(Web page code records)
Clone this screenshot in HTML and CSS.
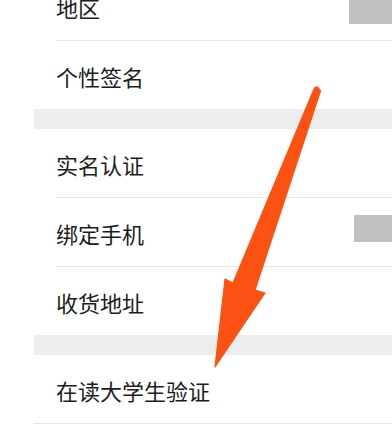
FILE: index.html
```html
<!DOCTYPE html>
<html lang="zh-CN">
<head>
<meta charset="utf-8">
<link rel="stylesheet" href="styles.css">
</head>
<body>
<div class="page">
  <div class="list">
    <div class="group">
      <div class="row"><span class="label">地区</span><span class="mask mask-a"></span></div>
      <div class="row"><span class="label">个性签名</span></div>
    </div>
    <div class="gap"></div>
    <div class="group">
      <div class="row"><span class="label">实名认证</span></div>
      <div class="row"><span class="label">绑定手机</span><span class="mask mask-b"></span></div>
      <div class="row"><span class="label">收货地址</span></div>
    </div>
    <div class="gap"></div>
    <div class="group group-bordered">
      <div class="row"><span class="label">在读大学生验证</span></div>
    </div>
  </div>
  <svg class="arrow" width="392" height="426" viewBox="0 0 392 426" xmlns="http://www.w3.org/2000/svg">
    <path d="M314 89 Q317 84 320.5 91 L255 290 L265 293 L215 367 L225 279 L233 283 Z" fill="#fb5214" stroke="#fb5214" stroke-width="1.2" stroke-linejoin="round"/>
  </svg>
</div>
</body>
</html>
```
FILE: styles.css
```css
html, body {
  margin: 0;
  padding: 0;
  background: #ffffff;
}
body {
  width: 392px;
  height: 426px;
  overflow: hidden;
  font-family: "Noto Sans CJK SC", "Noto Sans", sans-serif;
}
.page {
  position: relative;
  width: 392px;
  height: 426px;
  overflow: hidden;
}
.list {
  margin-top: -28px;
  padding-left: 34px;
}
.group {
  background: #ffffff;
}
.group-bordered {
  border-bottom: 1px solid #e6e6e8;
}
.row {
  margin-left: 22px;
  height: 68px;
  display: flex;
  align-items: center;
  justify-content: space-between;
}
.group .row:not(:last-child) {
  border-bottom: 1px solid #e8e8ea;
}
.label {
  font-size: 22px;
  color: #1c1c1c;
  line-height: 1;
  padding-top: 2px;
}
.gap {
  height: 20px;
  background: #ededf0;
}
.mask {
  display: block;
  background: #c0c0c0;
}
.mask-a {
  width: 43px;
  height: 36px;
}
.mask-b {
  width: 38px;
  height: 27px;
  margin-bottom: 7px;
}
.arrow {
  position: absolute;
  left: 0;
  top: 0;
  pointer-events: none;
}
```
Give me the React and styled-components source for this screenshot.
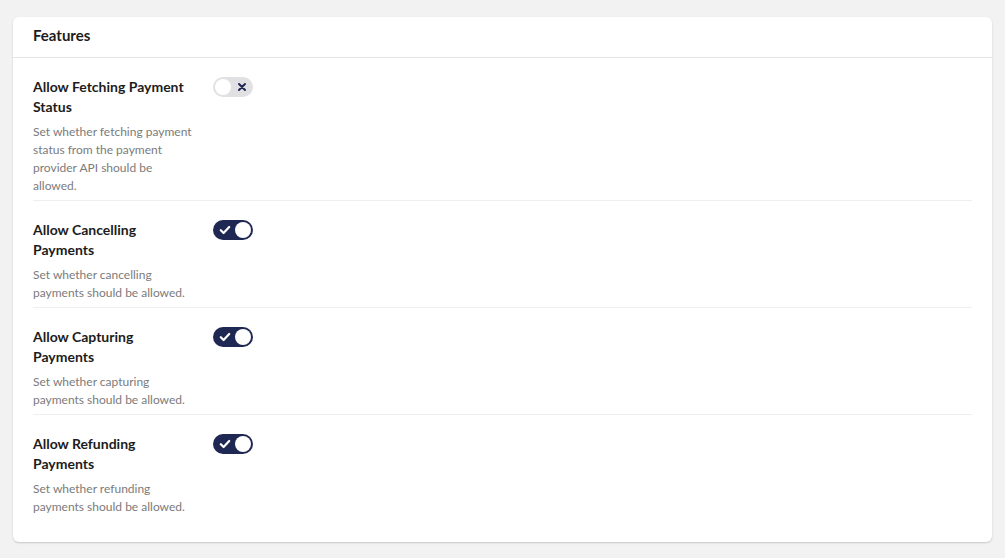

**To do:** Return the listing above word for word, with the pictures removed.

**Reply:**
Clone this screenshot in HTML and CSS.
FILE: index.html
```html
<!DOCTYPE html>
<html lang="zh-CN">
<head>
<meta charset="utf-8">
<link rel="stylesheet" href="styles.css">
</head>
<body>
<div class="page">
  <div class="list">
    <div class="group">
      <div class="row"><span class="label">地区</span><span class="mask mask-a"></span></div>
      <div class="row"><span class="label">个性签名</span></div>
    </div>
    <div class="gap"></div>
    <div class="group">
      <div class="row"><span class="label">实名认证</span></div>
      <div class="row"><span class="label">绑定手机</span><span class="mask mask-b"></span></div>
      <div class="row"><span class="label">收货地址</span></div>
    </div>
    <div class="gap"></div>
    <div class="group group-bordered">
      <div class="row"><span class="label">在读大学生验证</span></div>
    </div>
  </div>
  <svg class="arrow" width="392" height="426" viewBox="0 0 392 426" xmlns="http://www.w3.org/2000/svg">
    <path d="M314 89 Q317 84 320.5 91 L255 290 L265 293 L215 367 L225 279 L233 283 Z" fill="#fb5214" stroke="#fb5214" stroke-width="1.2" stroke-linejoin="round"/>
  </svg>
</div>
</body>
</html>
```
FILE: styles.css
```css
html, body {
  margin: 0;
  padding: 0;
  background: #ffffff;
}
body {
  width: 392px;
  height: 426px;
  overflow: hidden;
  font-family: "Noto Sans CJK SC", "Noto Sans", sans-serif;
}
.page {
  position: relative;
  width: 392px;
  height: 426px;
  overflow: hidden;
}
.list {
  margin-top: -28px;
  padding-left: 34px;
}
.group {
  background: #ffffff;
}
.group-bordered {
  border-bottom: 1px solid #e6e6e8;
}
.row {
  margin-left: 22px;
  height: 68px;
  display: flex;
  align-items: center;
  justify-content: space-between;
}
.group .row:not(:last-child) {
  border-bottom: 1px solid #e8e8ea;
}
.label {
  font-size: 22px;
  color: #1c1c1c;
  line-height: 1;
  padding-top: 2px;
}
.gap {
  height: 20px;
  background: #ededf0;
}
.mask {
  display: block;
  background: #c0c0c0;
}
.mask-a {
  width: 43px;
  height: 36px;
}
.mask-b {
  width: 38px;
  height: 27px;
  margin-bottom: 7px;
}
.arrow {
  position: absolute;
  left: 0;
  top: 0;
  pointer-events: none;
}
```
Give me the React and styled-components source for this screenshot.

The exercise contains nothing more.